Over a long career known for his musical integrity and his respect for tradition, Norman Blake has established a singular legacy as a guitarist, mandolinist, songwriter, singer, and session man. His newest recording has the feel of a final statement, as if he’s spent an extended period of time looking both behind and ahead, and feels that it’s time to say some things that he thinks need to be said.

The 19 tracks here are listed as “all original Blake music,” and with the exception of Nancy Blake’s voice supporting him here and there, it’s Norman’s voice and guitar (and a bit of fiddle) solo throughout.
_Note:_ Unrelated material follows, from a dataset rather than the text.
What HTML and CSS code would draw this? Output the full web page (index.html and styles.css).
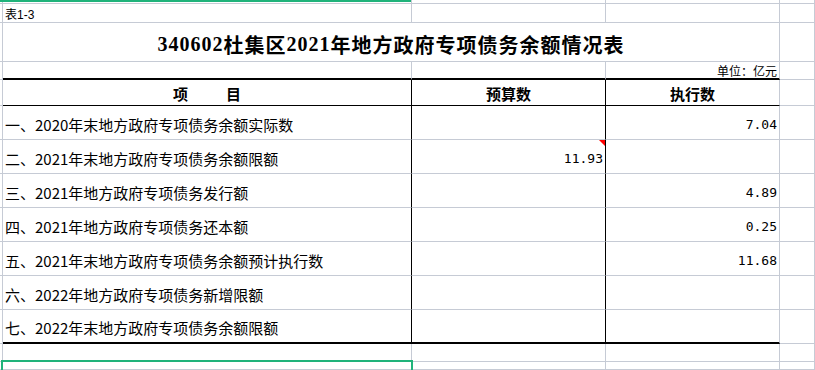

The sole instrumentals are fingerpicking and features a pair of lovely light tunes called “Newsome Gap Rag” and “The Generic Rag” that show his hands have lost none of their dexterity or expressiveness.

His voice on a few numbers has a bit of added cragginess, but for the most part rings clear and strong as he touches on themes near and dear to him. He’s a storyteller at heart, with occasional interspersed spoken word stories like “The Lantern Thru The Fog” and “The Nameless Photograph,” and he’s at his best in deftly profiling figures from history in song. This is how he spins the tale of a jazzman (“Bunk Johnson”), a dancer (“The Countess Lola Montez”), a train-robber (“The Fate Of Oliver Curtis Perry”), as well as a trainwreck story in “The Wreck On The Western & Atlantic.”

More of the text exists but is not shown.